_Exercise goal_. Omit every picture and write out the rest of the records exactly.

Rows from a dataset of pages and code:
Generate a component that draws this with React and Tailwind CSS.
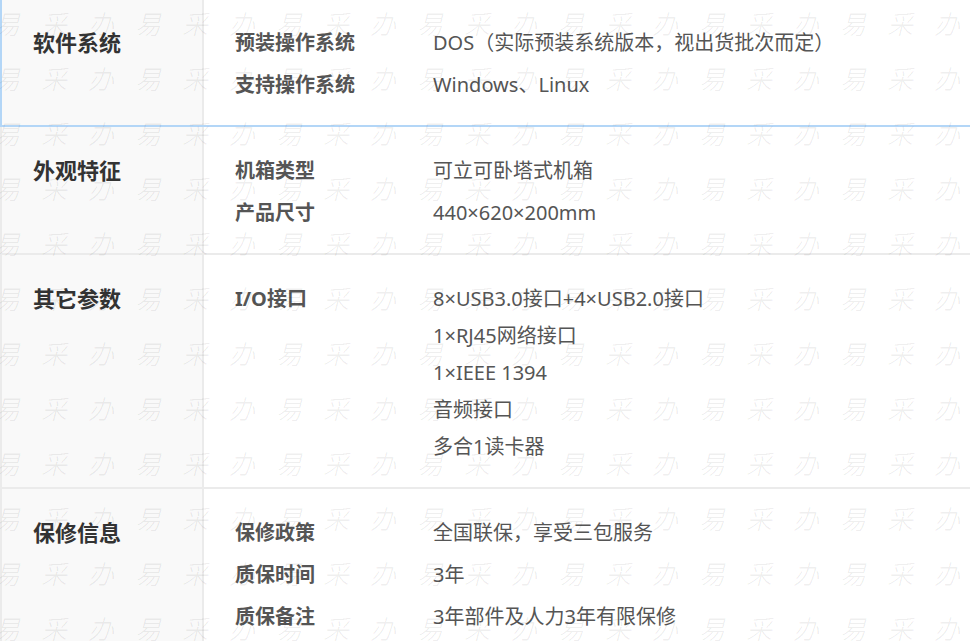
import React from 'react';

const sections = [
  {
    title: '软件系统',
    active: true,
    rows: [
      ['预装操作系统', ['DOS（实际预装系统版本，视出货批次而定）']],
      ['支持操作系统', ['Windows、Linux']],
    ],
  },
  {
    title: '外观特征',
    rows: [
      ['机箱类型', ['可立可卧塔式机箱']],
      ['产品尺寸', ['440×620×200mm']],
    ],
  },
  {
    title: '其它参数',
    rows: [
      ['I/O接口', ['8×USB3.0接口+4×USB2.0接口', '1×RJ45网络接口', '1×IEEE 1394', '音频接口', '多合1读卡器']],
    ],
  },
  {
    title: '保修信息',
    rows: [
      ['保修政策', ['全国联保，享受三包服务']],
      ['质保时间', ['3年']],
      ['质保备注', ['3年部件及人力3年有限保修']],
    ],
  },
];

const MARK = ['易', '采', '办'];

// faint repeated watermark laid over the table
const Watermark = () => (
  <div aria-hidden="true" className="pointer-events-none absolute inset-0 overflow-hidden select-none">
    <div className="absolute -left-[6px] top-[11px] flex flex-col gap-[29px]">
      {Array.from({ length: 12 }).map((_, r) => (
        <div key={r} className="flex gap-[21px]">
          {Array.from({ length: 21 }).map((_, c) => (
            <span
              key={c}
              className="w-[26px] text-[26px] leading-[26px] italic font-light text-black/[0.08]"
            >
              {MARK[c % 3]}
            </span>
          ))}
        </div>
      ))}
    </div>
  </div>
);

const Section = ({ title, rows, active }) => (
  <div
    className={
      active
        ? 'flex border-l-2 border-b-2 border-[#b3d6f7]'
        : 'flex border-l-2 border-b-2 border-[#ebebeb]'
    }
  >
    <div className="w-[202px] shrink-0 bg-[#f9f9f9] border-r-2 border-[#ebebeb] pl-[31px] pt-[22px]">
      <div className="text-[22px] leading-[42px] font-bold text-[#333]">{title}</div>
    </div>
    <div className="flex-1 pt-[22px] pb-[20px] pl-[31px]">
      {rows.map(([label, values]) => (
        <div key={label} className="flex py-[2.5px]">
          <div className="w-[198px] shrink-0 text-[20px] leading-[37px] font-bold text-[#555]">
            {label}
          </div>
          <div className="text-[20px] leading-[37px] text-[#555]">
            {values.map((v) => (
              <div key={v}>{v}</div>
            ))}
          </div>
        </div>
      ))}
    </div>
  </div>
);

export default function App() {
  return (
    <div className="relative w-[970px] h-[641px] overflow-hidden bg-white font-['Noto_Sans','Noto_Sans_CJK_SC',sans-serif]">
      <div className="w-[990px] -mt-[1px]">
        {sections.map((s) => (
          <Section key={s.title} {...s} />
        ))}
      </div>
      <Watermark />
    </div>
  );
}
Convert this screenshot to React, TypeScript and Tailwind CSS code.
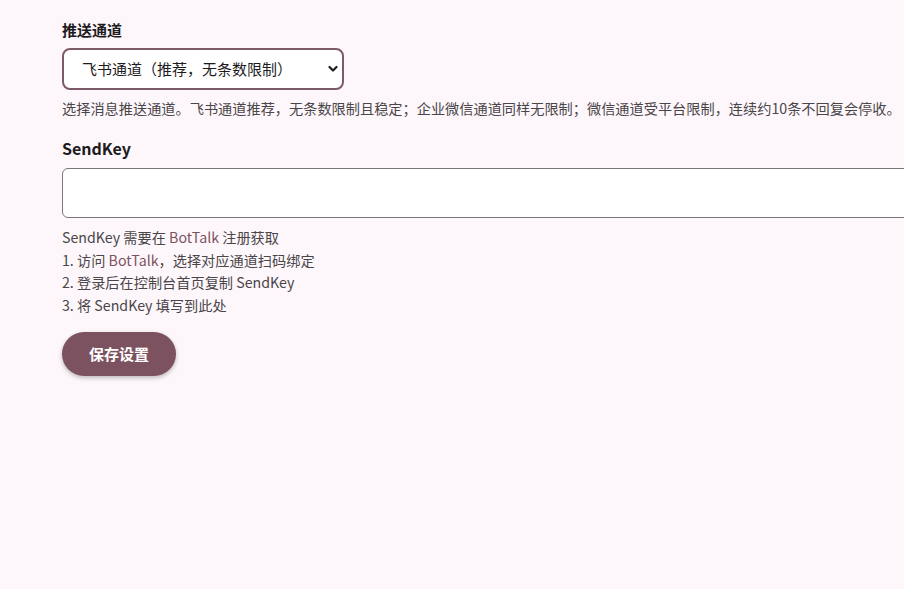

_Reply_.
Generate a component that draws this with React and Tailwind CSS.
import React from 'react';

const sections = [
  {
    title: '软件系统',
    active: true,
    rows: [
      ['预装操作系统', ['DOS（实际预装系统版本，视出货批次而定）']],
      ['支持操作系统', ['Windows、Linux']],
    ],
  },
  {
    title: '外观特征',
    rows: [
      ['机箱类型', ['可立可卧塔式机箱']],
      ['产品尺寸', ['440×620×200mm']],
    ],
  },
  {
    title: '其它参数',
    rows: [
      ['I/O接口', ['8×USB3.0接口+4×USB2.0接口', '1×RJ45网络接口', '1×IEEE 1394', '音频接口', '多合1读卡器']],
    ],
  },
  {
    title: '保修信息',
    rows: [
      ['保修政策', ['全国联保，享受三包服务']],
      ['质保时间', ['3年']],
      ['质保备注', ['3年部件及人力3年有限保修']],
    ],
  },
];

const MARK = ['易', '采', '办'];

// faint repeated watermark laid over the table
const Watermark = () => (
  <div aria-hidden="true" className="pointer-events-none absolute inset-0 overflow-hidden select-none">
    <div className="absolute -left-[6px] top-[11px] flex flex-col gap-[29px]">
      {Array.from({ length: 12 }).map((_, r) => (
        <div key={r} className="flex gap-[21px]">
          {Array.from({ length: 21 }).map((_, c) => (
            <span
              key={c}
              className="w-[26px] text-[26px] leading-[26px] italic font-light text-black/[0.08]"
            >
              {MARK[c % 3]}
            </span>
          ))}
        </div>
      ))}
    </div>
  </div>
);

const Section = ({ title, rows, active }) => (
  <div
    className={
      active
        ? 'flex border-l-2 border-b-2 border-[#b3d6f7]'
        : 'flex border-l-2 border-b-2 border-[#ebebeb]'
    }
  >
    <div className="w-[202px] shrink-0 bg-[#f9f9f9] border-r-2 border-[#ebebeb] pl-[31px] pt-[22px]">
      <div className="text-[22px] leading-[42px] font-bold text-[#333]">{title}</div>
    </div>
    <div className="flex-1 pt-[22px] pb-[20px] pl-[31px]">
      {rows.map(([label, values]) => (
        <div key={label} className="flex py-[2.5px]">
          <div className="w-[198px] shrink-0 text-[20px] leading-[37px] font-bold text-[#555]">
            {label}
          </div>
          <div className="text-[20px] leading-[37px] text-[#555]">
            {values.map((v) => (
              <div key={v}>{v}</div>
            ))}
          </div>
        </div>
      ))}
    </div>
  </div>
);

export default function App() {
  return (
    <div className="relative w-[970px] h-[641px] overflow-hidden bg-white font-['Noto_Sans','Noto_Sans_CJK_SC',sans-serif]">
      <div className="w-[990px] -mt-[1px]">
        {sections.map((s) => (
          <Section key={s.title} {...s} />
        ))}
      </div>
      <Watermark />
    </div>
  );
}
Convert this screenshot to React, TypeScript and Tailwind CSS code.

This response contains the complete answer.